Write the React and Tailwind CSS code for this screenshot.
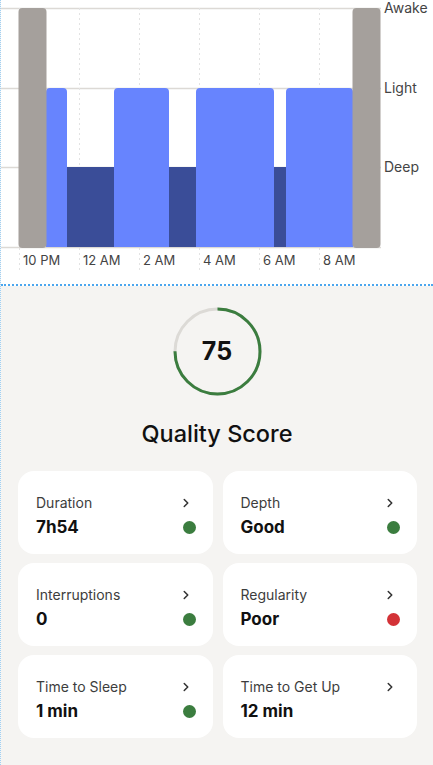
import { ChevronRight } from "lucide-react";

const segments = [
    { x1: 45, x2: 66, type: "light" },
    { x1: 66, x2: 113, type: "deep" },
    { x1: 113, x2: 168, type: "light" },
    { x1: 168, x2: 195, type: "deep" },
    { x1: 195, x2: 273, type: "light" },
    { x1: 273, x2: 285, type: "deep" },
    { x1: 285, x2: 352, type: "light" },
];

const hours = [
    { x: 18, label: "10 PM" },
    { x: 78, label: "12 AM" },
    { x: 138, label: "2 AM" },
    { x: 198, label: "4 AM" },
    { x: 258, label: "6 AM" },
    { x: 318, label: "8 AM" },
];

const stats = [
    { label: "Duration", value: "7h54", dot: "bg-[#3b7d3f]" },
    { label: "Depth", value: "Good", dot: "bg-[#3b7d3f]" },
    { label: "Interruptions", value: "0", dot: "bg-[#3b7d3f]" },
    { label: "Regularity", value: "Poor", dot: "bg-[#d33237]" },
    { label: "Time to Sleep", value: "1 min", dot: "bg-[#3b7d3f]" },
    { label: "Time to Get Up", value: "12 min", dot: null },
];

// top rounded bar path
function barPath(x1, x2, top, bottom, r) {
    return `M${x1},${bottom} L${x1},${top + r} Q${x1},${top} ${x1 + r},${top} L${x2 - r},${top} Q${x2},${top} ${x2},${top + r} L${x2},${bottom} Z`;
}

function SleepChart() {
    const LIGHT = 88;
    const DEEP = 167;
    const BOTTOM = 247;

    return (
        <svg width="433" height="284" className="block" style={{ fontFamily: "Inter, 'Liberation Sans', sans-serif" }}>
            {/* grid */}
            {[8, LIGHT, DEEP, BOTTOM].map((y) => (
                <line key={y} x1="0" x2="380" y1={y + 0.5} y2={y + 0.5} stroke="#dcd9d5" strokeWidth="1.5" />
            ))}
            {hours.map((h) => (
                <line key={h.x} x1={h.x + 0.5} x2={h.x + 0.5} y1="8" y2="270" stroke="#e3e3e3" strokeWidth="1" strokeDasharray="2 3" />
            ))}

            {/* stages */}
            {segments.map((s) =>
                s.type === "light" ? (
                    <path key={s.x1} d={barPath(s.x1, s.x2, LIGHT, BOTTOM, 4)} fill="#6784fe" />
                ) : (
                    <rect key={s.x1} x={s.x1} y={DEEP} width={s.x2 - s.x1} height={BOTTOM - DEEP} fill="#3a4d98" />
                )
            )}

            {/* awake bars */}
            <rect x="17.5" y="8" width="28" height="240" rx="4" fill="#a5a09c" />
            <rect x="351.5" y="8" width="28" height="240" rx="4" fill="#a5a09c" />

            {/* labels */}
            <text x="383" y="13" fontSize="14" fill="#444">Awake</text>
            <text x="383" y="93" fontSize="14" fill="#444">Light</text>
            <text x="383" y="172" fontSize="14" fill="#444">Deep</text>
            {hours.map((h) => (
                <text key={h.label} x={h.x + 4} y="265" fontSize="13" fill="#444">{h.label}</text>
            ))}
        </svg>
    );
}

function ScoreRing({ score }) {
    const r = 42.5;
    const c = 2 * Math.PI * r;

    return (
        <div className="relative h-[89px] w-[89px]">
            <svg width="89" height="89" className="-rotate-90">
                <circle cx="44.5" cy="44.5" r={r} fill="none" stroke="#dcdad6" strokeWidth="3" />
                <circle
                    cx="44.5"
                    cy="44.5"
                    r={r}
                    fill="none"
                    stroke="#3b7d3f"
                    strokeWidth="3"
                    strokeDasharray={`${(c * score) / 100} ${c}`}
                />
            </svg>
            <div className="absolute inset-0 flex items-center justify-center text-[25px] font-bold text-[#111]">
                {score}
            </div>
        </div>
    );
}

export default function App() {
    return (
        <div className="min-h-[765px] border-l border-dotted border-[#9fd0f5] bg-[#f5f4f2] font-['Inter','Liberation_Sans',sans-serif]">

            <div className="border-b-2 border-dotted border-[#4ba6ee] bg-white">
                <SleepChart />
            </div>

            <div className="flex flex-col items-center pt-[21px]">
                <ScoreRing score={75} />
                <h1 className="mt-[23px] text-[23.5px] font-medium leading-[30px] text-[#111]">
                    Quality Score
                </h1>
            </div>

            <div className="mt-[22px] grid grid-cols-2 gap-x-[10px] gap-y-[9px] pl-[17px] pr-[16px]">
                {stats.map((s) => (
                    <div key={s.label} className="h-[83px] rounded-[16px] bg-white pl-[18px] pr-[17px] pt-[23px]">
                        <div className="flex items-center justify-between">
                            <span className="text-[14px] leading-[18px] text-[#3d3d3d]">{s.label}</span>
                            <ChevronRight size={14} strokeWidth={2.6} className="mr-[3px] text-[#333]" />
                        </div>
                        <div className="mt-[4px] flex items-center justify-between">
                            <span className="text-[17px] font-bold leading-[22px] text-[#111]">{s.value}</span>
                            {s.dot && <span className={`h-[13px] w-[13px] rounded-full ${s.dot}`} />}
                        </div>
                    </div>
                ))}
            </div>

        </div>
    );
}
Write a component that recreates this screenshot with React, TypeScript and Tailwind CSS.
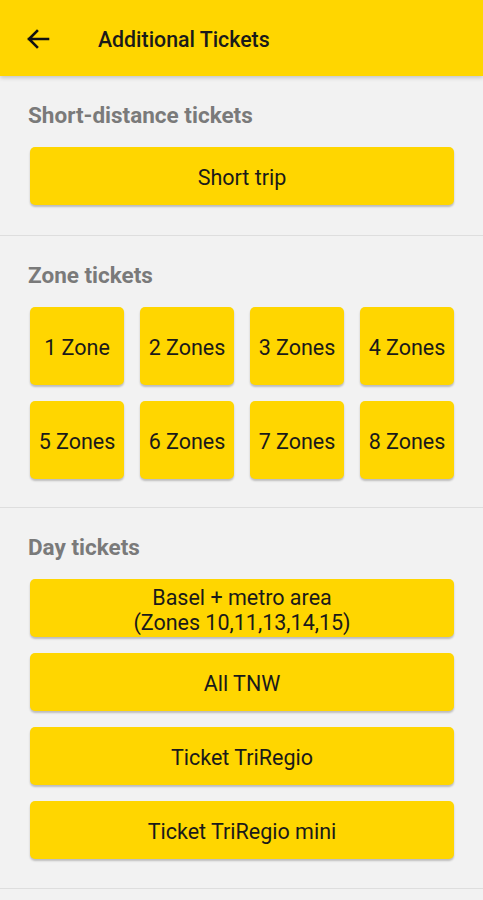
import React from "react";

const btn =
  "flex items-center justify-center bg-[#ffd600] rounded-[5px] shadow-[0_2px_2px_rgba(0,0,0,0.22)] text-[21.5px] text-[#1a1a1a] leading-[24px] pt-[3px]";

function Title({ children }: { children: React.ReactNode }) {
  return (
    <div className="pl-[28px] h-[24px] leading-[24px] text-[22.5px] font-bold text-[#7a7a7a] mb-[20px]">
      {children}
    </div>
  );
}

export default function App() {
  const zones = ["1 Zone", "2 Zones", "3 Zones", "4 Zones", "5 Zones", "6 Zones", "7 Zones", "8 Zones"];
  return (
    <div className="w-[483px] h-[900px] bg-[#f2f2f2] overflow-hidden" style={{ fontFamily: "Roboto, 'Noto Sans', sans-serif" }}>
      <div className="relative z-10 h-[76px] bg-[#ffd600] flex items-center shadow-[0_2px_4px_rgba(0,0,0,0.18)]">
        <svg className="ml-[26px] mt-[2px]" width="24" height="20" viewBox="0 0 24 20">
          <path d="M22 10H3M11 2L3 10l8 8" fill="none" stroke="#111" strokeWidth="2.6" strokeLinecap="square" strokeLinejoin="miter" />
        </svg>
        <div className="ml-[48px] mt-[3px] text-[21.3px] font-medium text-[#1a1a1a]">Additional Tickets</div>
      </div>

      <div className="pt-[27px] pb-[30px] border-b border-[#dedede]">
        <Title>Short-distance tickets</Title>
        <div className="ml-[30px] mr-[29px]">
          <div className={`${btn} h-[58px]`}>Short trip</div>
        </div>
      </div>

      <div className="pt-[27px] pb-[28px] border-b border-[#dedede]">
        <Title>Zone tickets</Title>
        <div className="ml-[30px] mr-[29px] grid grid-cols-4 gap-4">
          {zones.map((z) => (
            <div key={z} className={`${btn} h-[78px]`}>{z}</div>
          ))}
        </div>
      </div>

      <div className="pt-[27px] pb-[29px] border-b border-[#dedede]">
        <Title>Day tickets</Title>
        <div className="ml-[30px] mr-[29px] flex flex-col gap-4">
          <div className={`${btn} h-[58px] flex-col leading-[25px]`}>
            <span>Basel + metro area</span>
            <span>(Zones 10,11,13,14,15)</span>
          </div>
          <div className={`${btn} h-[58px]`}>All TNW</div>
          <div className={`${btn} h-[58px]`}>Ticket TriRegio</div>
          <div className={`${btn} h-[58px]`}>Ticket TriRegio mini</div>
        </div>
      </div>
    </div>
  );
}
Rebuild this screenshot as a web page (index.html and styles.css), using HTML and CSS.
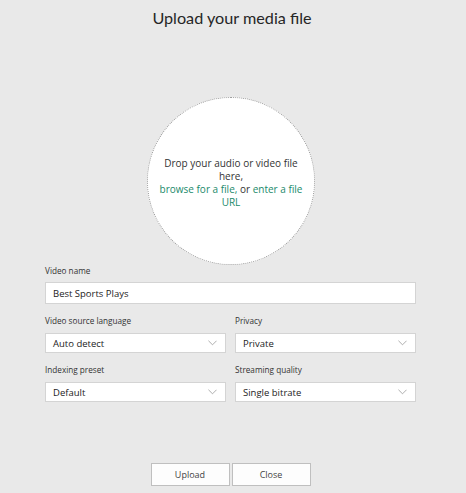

___

Using the records above, output their complete text exactly, minus any images.

Write the React and Tailwind CSS code for this screenshot.
import { ChevronRight } from "lucide-react";

const segments = [
    { x1: 45, x2: 66, type: "light" },
    { x1: 66, x2: 113, type: "deep" },
    { x1: 113, x2: 168, type: "light" },
    { x1: 168, x2: 195, type: "deep" },
    { x1: 195, x2: 273, type: "light" },
    { x1: 273, x2: 285, type: "deep" },
    { x1: 285, x2: 352, type: "light" },
];

const hours = [
    { x: 18, label: "10 PM" },
    { x: 78, label: "12 AM" },
    { x: 138, label: "2 AM" },
    { x: 198, label: "4 AM" },
    { x: 258, label: "6 AM" },
    { x: 318, label: "8 AM" },
];

const stats = [
    { label: "Duration", value: "7h54", dot: "bg-[#3b7d3f]" },
    { label: "Depth", value: "Good", dot: "bg-[#3b7d3f]" },
    { label: "Interruptions", value: "0", dot: "bg-[#3b7d3f]" },
    { label: "Regularity", value: "Poor", dot: "bg-[#d33237]" },
    { label: "Time to Sleep", value: "1 min", dot: "bg-[#3b7d3f]" },
    { label: "Time to Get Up", value: "12 min", dot: null },
];

// top rounded bar path
function barPath(x1, x2, top, bottom, r) {
    return `M${x1},${bottom} L${x1},${top + r} Q${x1},${top} ${x1 + r},${top} L${x2 - r},${top} Q${x2},${top} ${x2},${top + r} L${x2},${bottom} Z`;
}

function SleepChart() {
    const LIGHT = 88;
    const DEEP = 167;
    const BOTTOM = 247;

    return (
        <svg width="433" height="284" className="block" style={{ fontFamily: "Inter, 'Liberation Sans', sans-serif" }}>
            {/* grid */}
            {[8, LIGHT, DEEP, BOTTOM].map((y) => (
                <line key={y} x1="0" x2="380" y1={y + 0.5} y2={y + 0.5} stroke="#dcd9d5" strokeWidth="1.5" />
            ))}
            {hours.map((h) => (
                <line key={h.x} x1={h.x + 0.5} x2={h.x + 0.5} y1="8" y2="270" stroke="#e3e3e3" strokeWidth="1" strokeDasharray="2 3" />
            ))}

            {/* stages */}
            {segments.map((s) =>
                s.type === "light" ? (
                    <path key={s.x1} d={barPath(s.x1, s.x2, LIGHT, BOTTOM, 4)} fill="#6784fe" />
                ) : (
                    <rect key={s.x1} x={s.x1} y={DEEP} width={s.x2 - s.x1} height={BOTTOM - DEEP} fill="#3a4d98" />
                )
            )}

            {/* awake bars */}
            <rect x="17.5" y="8" width="28" height="240" rx="4" fill="#a5a09c" />
            <rect x="351.5" y="8" width="28" height="240" rx="4" fill="#a5a09c" />

            {/* labels */}
            <text x="383" y="13" fontSize="14" fill="#444">Awake</text>
            <text x="383" y="93" fontSize="14" fill="#444">Light</text>
            <text x="383" y="172" fontSize="14" fill="#444">Deep</text>
            {hours.map((h) => (
                <text key={h.label} x={h.x + 4} y="265" fontSize="13" fill="#444">{h.label}</text>
            ))}
        </svg>
    );
}

function ScoreRing({ score }) {
    const r = 42.5;
    const c = 2 * Math.PI * r;

    return (
        <div className="relative h-[89px] w-[89px]">
            <svg width="89" height="89" className="-rotate-90">
                <circle cx="44.5" cy="44.5" r={r} fill="none" stroke="#dcdad6" strokeWidth="3" />
                <circle
                    cx="44.5"
                    cy="44.5"
                    r={r}
                    fill="none"
                    stroke="#3b7d3f"
                    strokeWidth="3"
                    strokeDasharray={`${(c * score) / 100} ${c}`}
                />
            </svg>
            <div className="absolute inset-0 flex items-center justify-center text-[25px] font-bold text-[#111]">
                {score}
            </div>
        </div>
    );
}

export default function App() {
    return (
        <div className="min-h-[765px] border-l border-dotted border-[#9fd0f5] bg-[#f5f4f2] font-['Inter','Liberation_Sans',sans-serif]">

            <div className="border-b-2 border-dotted border-[#4ba6ee] bg-white">
                <SleepChart />
            </div>

            <div className="flex flex-col items-center pt-[21px]">
                <ScoreRing score={75} />
                <h1 className="mt-[23px] text-[23.5px] font-medium leading-[30px] text-[#111]">
                    Quality Score
                </h1>
            </div>

            <div className="mt-[22px] grid grid-cols-2 gap-x-[10px] gap-y-[9px] pl-[17px] pr-[16px]">
                {stats.map((s) => (
                    <div key={s.label} className="h-[83px] rounded-[16px] bg-white pl-[18px] pr-[17px] pt-[23px]">
                        <div className="flex items-center justify-between">
                            <span className="text-[14px] leading-[18px] text-[#3d3d3d]">{s.label}</span>
                            <ChevronRight size={14} strokeWidth={2.6} className="mr-[3px] text-[#333]" />
                        </div>
                        <div className="mt-[4px] flex items-center justify-between">
                            <span className="text-[17px] font-bold leading-[22px] text-[#111]">{s.value}</span>
                            {s.dot && <span className={`h-[13px] w-[13px] rounded-full ${s.dot}`} />}
                        </div>
                    </div>
                ))}
            </div>

        </div>
    );
}
Write a component that recreates this screenshot with React, TypeScript and Tailwind CSS.
import React from "react";

const btn =
  "flex items-center justify-center bg-[#ffd600] rounded-[5px] shadow-[0_2px_2px_rgba(0,0,0,0.22)] text-[21.5px] text-[#1a1a1a] leading-[24px] pt-[3px]";

function Title({ children }: { children: React.ReactNode }) {
  return (
    <div className="pl-[28px] h-[24px] leading-[24px] text-[22.5px] font-bold text-[#7a7a7a] mb-[20px]">
      {children}
    </div>
  );
}

export default function App() {
  const zones = ["1 Zone", "2 Zones", "3 Zones", "4 Zones", "5 Zones", "6 Zones", "7 Zones", "8 Zones"];
  return (
    <div className="w-[483px] h-[900px] bg-[#f2f2f2] overflow-hidden" style={{ fontFamily: "Roboto, 'Noto Sans', sans-serif" }}>
      <div className="relative z-10 h-[76px] bg-[#ffd600] flex items-center shadow-[0_2px_4px_rgba(0,0,0,0.18)]">
        <svg className="ml-[26px] mt-[2px]" width="24" height="20" viewBox="0 0 24 20">
          <path d="M22 10H3M11 2L3 10l8 8" fill="none" stroke="#111" strokeWidth="2.6" strokeLinecap="square" strokeLinejoin="miter" />
        </svg>
        <div className="ml-[48px] mt-[3px] text-[21.3px] font-medium text-[#1a1a1a]">Additional Tickets</div>
      </div>

      <div className="pt-[27px] pb-[30px] border-b border-[#dedede]">
        <Title>Short-distance tickets</Title>
        <div className="ml-[30px] mr-[29px]">
          <div className={`${btn} h-[58px]`}>Short trip</div>
        </div>
      </div>

      <div className="pt-[27px] pb-[28px] border-b border-[#dedede]">
        <Title>Zone tickets</Title>
        <div className="ml-[30px] mr-[29px] grid grid-cols-4 gap-4">
          {zones.map((z) => (
            <div key={z} className={`${btn} h-[78px]`}>{z}</div>
          ))}
        </div>
      </div>

      <div className="pt-[27px] pb-[29px] border-b border-[#dedede]">
        <Title>Day tickets</Title>
        <div className="ml-[30px] mr-[29px] flex flex-col gap-4">
          <div className={`${btn} h-[58px] flex-col leading-[25px]`}>
            <span>Basel + metro area</span>
            <span>(Zones 10,11,13,14,15)</span>
          </div>
          <div className={`${btn} h-[58px]`}>All TNW</div>
          <div className={`${btn} h-[58px]`}>Ticket TriRegio</div>
          <div className={`${btn} h-[58px]`}>Ticket TriRegio mini</div>
        </div>
      </div>
    </div>
  );
}
Rebuild this screenshot as a web page (index.html and styles.css), using HTML and CSS.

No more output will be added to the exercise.